How much sleep did you get last night? Get a fitness watch to help you assess your sleep duration and quality.
What did you eat at your last meal? Did you eat a mix of protein, healthy fats, and complex carbs?
Are you hydrated enough? Women need about 11.5 cups of liquids a day, and men need about 15.5. If you’re active I recommend even more. If you have trouble keeping track, record it in an app or buy a smart water bottle. I use this one.
Is it just habit? Does it feel a little compulsive? Has your body just come to expect it?

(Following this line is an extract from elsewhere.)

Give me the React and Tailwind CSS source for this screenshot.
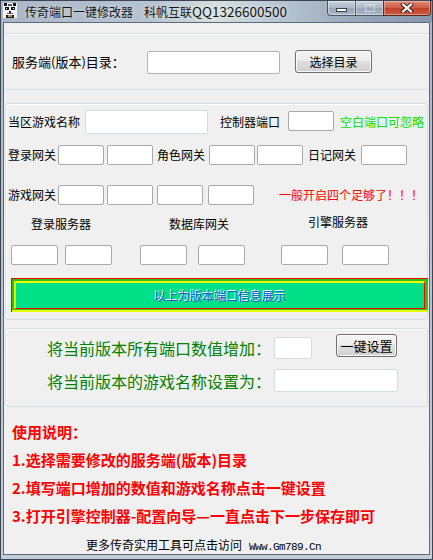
const Inp = ({ w, h = 20, tone = "dark", className = "" }) => {
  const b =
    tone === "dark"
      ? "border-[#a9a9a9]"
      : tone === "mid"
      ? "border-[#b3b3b3]"
      : "border-[#d6dce4]";
  return (
    <div
      className={`shrink-0 bg-white border ${b} rounded-[2px] ${className}`}
      style={{ width: w, height: h }}
    />
  );
};

const Btn = ({ children, className = "" }) => (
  <div
    className={`shrink-0 flex items-center justify-center border border-[#707070] rounded-[3px] bg-[linear-gradient(#f4f4f4,#ececec_50%,#dedede_50%,#d0d0d0)] shadow-[inset_0_0_0_1px_#fcfcfc] text-black ${className}`}
  >
    {children}
  </div>
);

function Icon() {
  return (
    <svg width="14" height="15" viewBox="0 0 14 15" className="shrink-0">
      <rect x="0" y="0" width="14" height="15" fill="#f4f4f4" />
      <rect x="1" y="0" width="3" height="3" fill="#111" />
      <rect x="10" y="0" width="3" height="3" fill="#111" />
      <rect x="5" y="1" width="4" height="2" fill="#555" />
      <rect x="2" y="4" width="4" height="3" fill="#111" />
      <rect x="8" y="4" width="4" height="3" fill="#111" />
      <rect x="3" y="5" width="1" height="1" fill="#fff" />
      <rect x="10" y="5" width="1" height="1" fill="#fff" />
      <rect x="6" y="8" width="2" height="2" fill="#222" />
      <rect x="4" y="10" width="6" height="1" fill="#666" />
      <rect x="3" y="12" width="8" height="3" fill="#222" />
      <rect x="5" y="12" width="4" height="2" fill="#c84" />
    </svg>
  );
}

export default function App() {
  return (
    <div className="w-[433px] h-[560px] flex flex-col border border-[#3d4552] bg-[#b4c0ce] font-['Noto_Sans_CJK_SC',sans-serif] overflow-hidden">
      {/* Title bar */}
      <div className="h-[21px] shrink-0 flex items-start bg-[linear-gradient(90deg,#a9b7c9_0%,#b6c3d2_35%,#d6dfdc_50%,#c0ccd6_60%,#94a3b8_85%,#8797ad_100%)]">
        <div className="ml-[2px] mt-[2px]">
          <Icon />
        </div>
        <div className="ml-[8px] mt-[3px] leading-[14px] text-[12px] text-[#151515] whitespace-nowrap [text-shadow:0_0_4px_rgba(255,255,255,0.7)]">
          传奇端口一键修改器
          <span className="ml-[11px]">科帆互联</span>
          <span className="text-[13.5px]">QQ1326600500</span>
        </div>
        <div className="ml-auto mr-[1px] flex h-[15px]">
          <div className="w-[29px] h-full flex items-center justify-center pt-[3px] border border-t-0 border-[#4a5668] rounded-bl-[4px] bg-[linear-gradient(#c9d2de,#a9b6c7_50%,#98a6b9_50%,#a8b5c6)] shadow-[inset_0_0_0_1px_rgba(255,255,255,0.45)]">
            <div className="w-[11px] h-[4px] bg-white border border-[#39424f]" />
          </div>
          <div className="w-[27px] h-full flex items-center justify-center border-b border-[#4a5668] bg-[linear-gradient(#c9d2de,#a9b6c7_50%,#98a6b9_50%,#a8b5c6)] shadow-[inset_0_0_0_1px_rgba(255,255,255,0.45)]">
            <div className="w-[10px] h-[8px] border border-[#d6dde6] border-t-[2px] opacity-80" />
          </div>
          <div className="w-[48px] h-full flex items-center justify-center border border-t-0 border-[#5a2a22] rounded-br-[4px] bg-[linear-gradient(#e08a76,#cf5a44_50%,#bf3f28_50%,#cd5a40)] shadow-[inset_0_0_0_1px_rgba(255,255,255,0.35)]">
            <svg width="14" height="10" viewBox="0 0 14 10">
              <path d="M3 1.5 L11 8.5 M11 1.5 L3 8.5" stroke="#3a2320" strokeWidth="4" strokeLinecap="square" />
              <path d="M3 1.5 L11 8.5 M11 1.5 L3 8.5" stroke="#ffffff" strokeWidth="2.2" strokeLinecap="square" />
            </svg>
          </div>
        </div>
      </div>

      {/* Frame body */}
      <div className="flex-1 flex px-[2px] pb-[6px] bg-[linear-gradient(#a9b7c9,#c2ccd8)]">
        <div className="flex-1 flex flex-col border border-[#5f6b7a] bg-[#f0f0f0] text-black">
          {/* Group 1 */}
          <div className="mt-[10px] h-[57px] shrink-0 border-y border-[#d5dfe5] shadow-[inset_0_1px_0_#ffffff] flex items-center pl-[8px]">
            <div className="w-[135px] shrink-0 text-[13px] leading-[18px] whitespace-nowrap">
              服务端(版本)目录：
            </div>
            <Inp w={133} h={23} tone="mid" className="mt-[1px]" />
            <Btn className="ml-[15px] w-[77px] h-[23px] text-[12px] leading-[14px]">选择目录</Btn>
          </div>

          {/* Group 2 */}
          <div className="mt-[13px] ml-[1px] w-[423px] h-[217px] shrink-0 border border-[#d5dfe5] rounded-[3px] shadow-[inset_1px_1px_0_#ffffff] flex flex-col text-[12px] leading-[16px]">
            {/* row 1 */}
            <div className="mt-[6px] h-[24px] flex items-center pl-[2px]">
              <div className="w-[72px] shrink-0 whitespace-nowrap">当区游戏名称</div>
              <Inp w={123} h={24} tone="light" className="ml-[5px]" />
              <div className="ml-[12px] w-[60px] shrink-0 whitespace-nowrap">控制器端口</div>
              <Inp w={46} h={20} className="ml-[8px] -mt-[2px]" />
              <div className="ml-[6px] whitespace-nowrap text-[#00e600]">空白端口可忽略</div>
            </div>
            {/* row 2 */}
            <div className="mt-[11px] h-[20px] flex items-center pl-[2px]">
              <div className="w-[48px] shrink-0 whitespace-nowrap">登录网关</div>
              <Inp w={46} className="ml-[2px]" />
              <Inp w={46} className="ml-[3px]" />
              <div className="ml-[4px] w-[48px] shrink-0 whitespace-nowrap">角色网关</div>
              <Inp w={46} className="ml-[4px]" />
              <Inp w={46} className="ml-[2px]" />
              <div className="ml-[5px] w-[48px] shrink-0 whitespace-nowrap">日记网关</div>
              <Inp w={46} className="ml-[5px]" />
            </div>
            {/* row 3 */}
            <div className="mt-[20px] h-[20px] flex items-center pl-[2px]">
              <div className="w-[48px] shrink-0 whitespace-nowrap">游戏网关</div>
              <Inp w={46} className="ml-[2px]" />
              <Inp w={46} className="ml-[3px]" />
              <Inp w={46} className="ml-[4px]" />
              <Inp w={46} className="ml-[5px]" />
              <div className="ml-[25px] whitespace-nowrap text-[#ff0000]">一般开启四个足够了！！！</div>
            </div>
            {/* row 4 labels */}
            <div className="mt-[11px] h-[16px] flex items-center">
              <div className="ml-[25px] w-[60px] shrink-0 whitespace-nowrap">登录服务器</div>
              <div className="ml-[78px] w-[60px] shrink-0 whitespace-nowrap">数据库网关</div>
              <div className="ml-[79px] w-[60px] shrink-0 whitespace-nowrap mb-[5px]">引擎服务器</div>
            </div>
            {/* row 5 inputs */}
            <div className="mt-[13px] h-[20px] flex items-center">
              <Inp w={47} className="ml-[5px]" />
              <Inp w={47} className="ml-[7px]" />
              <Inp w={47} className="ml-[28px]" />
              <Inp w={47} className="ml-[11px]" />
              <Inp w={47} className="ml-[36px]" />
              <Inp w={47} className="ml-[14px]" />
            </div>
            {/* bar */}
            <div className="mt-[13px] ml-[5px] w-[417px] h-[34px] shrink-0 border-t border-l border-[#ff0000] bg-[#2fc010] pt-[2px] pl-[2px] pr-[3px] pb-[3px] shadow-[inset_0_-2px_0_#e6ff00]">
              <div className="h-full flex items-center justify-center border-t-2 border-l-2 border-b border-r border-[#e6ff00] border-b-[#ff0000] border-r-[#ff0000] bg-[#00e086] text-[12px] leading-[16px] text-[#1d57d6] [text-shadow:-1px_-1px_0_#ffffff]">
                以上为版本端口信息展示
              </div>
            </div>
          </div>

          {/* Group 3 */}
          <div className="mt-[8px] ml-[1px] w-[423px] h-[79px] shrink-0 border border-[#d5dfe5] rounded-[3px] shadow-[inset_1px_1px_0_#ffffff] flex flex-col">
            <div className="mt-[5px] flex items-start">
              <div className="ml-[41px] mt-[3px] w-[227px] h-[22px] shrink-0 whitespace-nowrap text-[16px] leading-[22px] text-[#008000]">
                将当前版本所有端口数值增加：
              </div>
              <Inp w={38} h={22} tone="light" className="mt-[3px]" />
              <Btn className="ml-[24px] w-[61px] h-[23px] text-[13px] leading-[16px]">一键设置</Btn>
            </div>
            <div className="mt-[10px] flex items-center">
              <div className="ml-[41px] w-[227px] shrink-0 whitespace-nowrap text-[16px] leading-[22px] text-[#008000]">
                将当前版本的游戏名称设置为：
              </div>
              <Inp w={124} h={23} tone="light" />
            </div>
          </div>

          {/* Instructions */}
          <div className="mt-[11px] pl-[8px] text-[15px] leading-[28px] font-bold text-[#ff0000] whitespace-nowrap">
            <div>使用说明：</div>
            <div>1.选择需要修改的服务端(版本)目录</div>
            <div>2.填写端口增加的数值和游戏名称点击一键设置</div>
            <div>3.打开引擎控制器-配置向导—一直点击下一步保存即可</div>
          </div>

          {/* Footer */}
          <div className="mt-[8px] pl-[82px] text-[12px] leading-[14px] whitespace-nowrap text-black">
            更多传奇实用工具可点击访问
            <span className="ml-[7px] font-['Liberation_Mono',monospace] text-[11px] tracking-[-0.6px]">Www.Gm789.Cn</span>
          </div>
        </div>
      </div>
    </div>
  );
}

Taking note of the above factors when you get a snack attack can often show you that it’s not really a snack you need. Here are a few other things you can do besides grab a snack:
- Drink a glass or two of water.
- Take a quick walk outside or just around your home or office.
- Do a chore. Fold the laundry or unload the dishwasher. Not the most fun option, but it will distract you.
- Call a friend if you’re feeling sad. Or, write in your journal.
- Do some deep breathing. It’s a powerful practice. Try a few rounds of 4-7-8 breathing. Sit or stand up tall. Inhale for a slow count of four, hold at the top for 7 seconds, then slowly exhale for a count of eight.
This probably isn’t exactly what you thought you’d find when you were looking for healthy snack ideas online. But instead of just snacking, it’s important to consider why you’re snacking. This is especially true if you struggle to maintain a healthy weight. (Note: “healthy” is different for everyone)
I have mixed feelings about snacking. Personally I don’t snack much. I usually don’t feel hungry between meals, unless my last meal wasn’t nutritionally balanced. Of course, if I missed a meal (that rarely happens – I love meals) and I’m planning to work out, then I’m definitely going to have a small snack to give me some fuel. That’s snacking with a purpose.
Snacks should serve a purpose. If they don’t, they’re usually not necessary. That’s not to say that you can’t snack every once in a while just to enjoy yourself. After all, you only live once. Just stay mindful.